After this was another Lovecraft piece, an essay by Kenneth Hite entitled “Lost in Lovecraft”.
Finally, there is a Ray Bradbury tribute with its own cover. To an extent, I wish this had been saved for the next issue, simply because I wanted more and the tribute was added just before the magazine went to press. While not one of the authors who first comes to mind when one thinks of WT, Bradbury had some important work appear here over the years. The tribute is fitting, and the second cover is a nice touch. I just wish it had been included in the electronic edition.
The Bradbury pieces are the original version of “The Exiles” (there’s a Lovecraft connection), Bradbury’s ending of the film version of Rosemary’s Baby, a poem, a remembrance by Marvin Kaye, and a review of Shadow Show: Stories in Celebration of Ray Bradbury edited by James Aquilone.
So how does the first issue of WT Kaye has edited hold up? While the unthemed stories are mostly disappointing, overall this is a good issue. The Elder Gods section has some strong work, including what will probably come to be regarded as a major novella by Brian Lumley. There’s quite a bit of variety and diversity in these stories. And like I said, it was good to have a Bradbury tribute.
I think Kaye has a good format for success. Each issue will contain themed and unthemed stories. Next issue’s theme will be fairy tales. If he can find some stronger stories for the unthemed section, and I have no doubt he can, then this incarnation of Weird Tales will be a success. It won’t please some, even most, of its detractors, but that’s to be expected. The direction Kaye is taking is too different from Ann Vandermeer’s.
I only read one or two issues of Vandermeer’s WT, and what I read didn’t really knock my socks off. In fact, none of the stories have stuck with me. I recall not caring much for what I did read, so I for one welcome the changes Marvin Kaye has brought to the magazine.
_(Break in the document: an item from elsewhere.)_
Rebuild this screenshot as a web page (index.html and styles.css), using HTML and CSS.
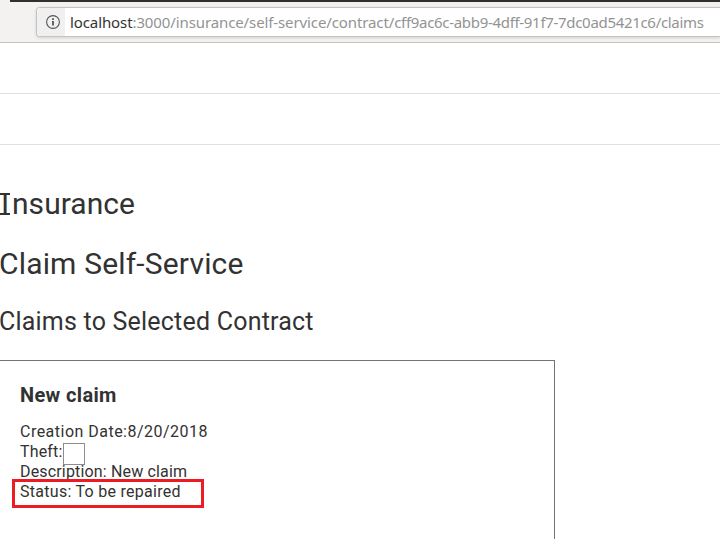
FILE: index.html
```
<!DOCTYPE html>
<html lang="en">
<head>
<meta charset="utf-8">
<title>Insurance – Claims</title>
<link rel="stylesheet" href="styles.css">
</head>
<body>
<div class="browser">
  <div class="address">
    <span class="identity">
      <svg width="14" height="14" viewBox="0 0 14 14" fill="none" stroke="#555">
        <circle cx="7" cy="7" r="6.4" stroke-width="1.1"/>
        <path d="M7 6v4.5M7 3.2v1.7" stroke-width="1.8"/>
      </svg>
    </span>
    <span class="url"><b>localhost</b>:3000/insurance/self-service/contract/<span class="id">cff9ac6c-abb9-4dff-91f7-7dc0ad5421c6/claims</span></span>
  </div>
</div>
<div class="band"></div>
<div class="band"></div>
<main>
  <h1 class="title"><span class="slab">I</span>nsurance</h1>
  <h1 class="subtitle">Claim Self-Service</h1>
  <h2>Claims to Selected Contract</h2>
  <section class="card">
    <h3>New claim</h3>
    <div class="row date">Creation Date:8/20/2018</div>
    <div class="row theft">Theft:<span class="box"></span></div>
    <div class="row desc">Description: New claim</div>
    <div class="row status">Status: To be repaired<span class="mark"></span></div>
  </section>
</main>
</body>
</html>
```
FILE: styles.css
```
* { box-sizing: border-box; }
body {
  margin: 0;
  height: 539px;
  overflow: hidden;
  background: #fff;
  color: #323232;
  font-family: Roboto, "Liberation Sans", sans-serif;
}
.browser {
  height: 43px;
  padding: 7px 0 0 36px;
  border-bottom: 1px solid #c4c2c0;
  background: linear-gradient(#31302c, #31302c) 10px 0 / 100% 2px no-repeat, #f3f2f1;
}
.address {
  display: flex;
  height: 30px;
  border: 1px solid #c5c3c1;
  border-right: 0;
  border-radius: 4px 0 0 4px;
  background: #fff;
  overflow: hidden;
  box-shadow: 0 1px 3px #0002;
}
.identity {
  width: 28px;
  flex: none;
  padding: 7px 0 0 9px;
  background: #f0f0f0;
}
.identity svg { display: block; }
.url {
  padding-left: 5px;
  font: 15px/29px "Noto Sans", sans-serif;
  letter-spacing: -0.11px;
  white-space: nowrap;
  color: #939393;
}
.url b { font-weight: 400; letter-spacing: -0.1px; color: #333; }
.id { letter-spacing: -0.31px; }
.band { height: 51px; border-bottom: 1px solid #e0e0e0; }
h1, h2, h3 { margin: 0; font-weight: 400; white-space: nowrap; }
main { padding-top: 39px; }
h1 { font-size: 30px; line-height: 40px; letter-spacing: 0.05px; }
.subtitle { margin-top: 20px; margin-left: -1px; letter-spacing: 0.17px; }
h2 { margin: 20px 0 0 -1px; font-size: 25px; line-height: 36px; letter-spacing: 0.21px; }
.slab {
  display: inline-block;
  width: 12px;
  padding-right: 2px;
  text-align: center;
  letter-spacing: 0;
  background:
    linear-gradient(#323232, #323232) 0 9px / 10px 2px no-repeat,
    linear-gradient(#323232, #323232) 0 29px / 10px 2px no-repeat;
}
.card {
  width: 555px;
  height: 200px;
  margin-top: 20px;
  padding: 20px;
  border: 1px solid #747474;
  border-left: 0;
}
h3 { font-size: 20px; line-height: 28px; font-weight: 700; letter-spacing: 0.35px; }
.row { height: 20px; font-size: 16px; line-height: 20px; white-space: nowrap; }
.date { margin-top: 13px; letter-spacing: 0.48px; }
.theft { display: flex; letter-spacing: 0.15px; }
.box {
  flex: none;
  width: 22px;
  height: 22px;
  margin: 1px 0 0 1px;
  border: 1px solid #8d8d8d;
  background: #fff;
}
.desc { letter-spacing: 0.16px; }
.status { position: relative; letter-spacing: 0.28px; }
.mark {
  position: absolute;
  left: -8px;
  top: -3px;
  width: 192px;
  height: 29px;
  border: 3px solid #ed1c24;
}
```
While I’m sorry her departure from the magazine was painful to her, as well has her many fans and friends, I’m glad Kaye is keeping a strong focus on the magazine’s past while being open to new voices.
I’m sure there will be plenty of people who will disagree with my assessment of this issue, and Kaye’s editorship in general, who will lament that he isn’t pursuing the same direction Vandermeer did. That’s fine. As I mentioned at the top of this post, Shimmer is going to attempt to fill that niche. I think that’s a good thing, and I wish Beth Wodzinski all success. I intend to take a look at that publication at some point. In the meantime, I’m looking forward to the next issue of Weird Tales.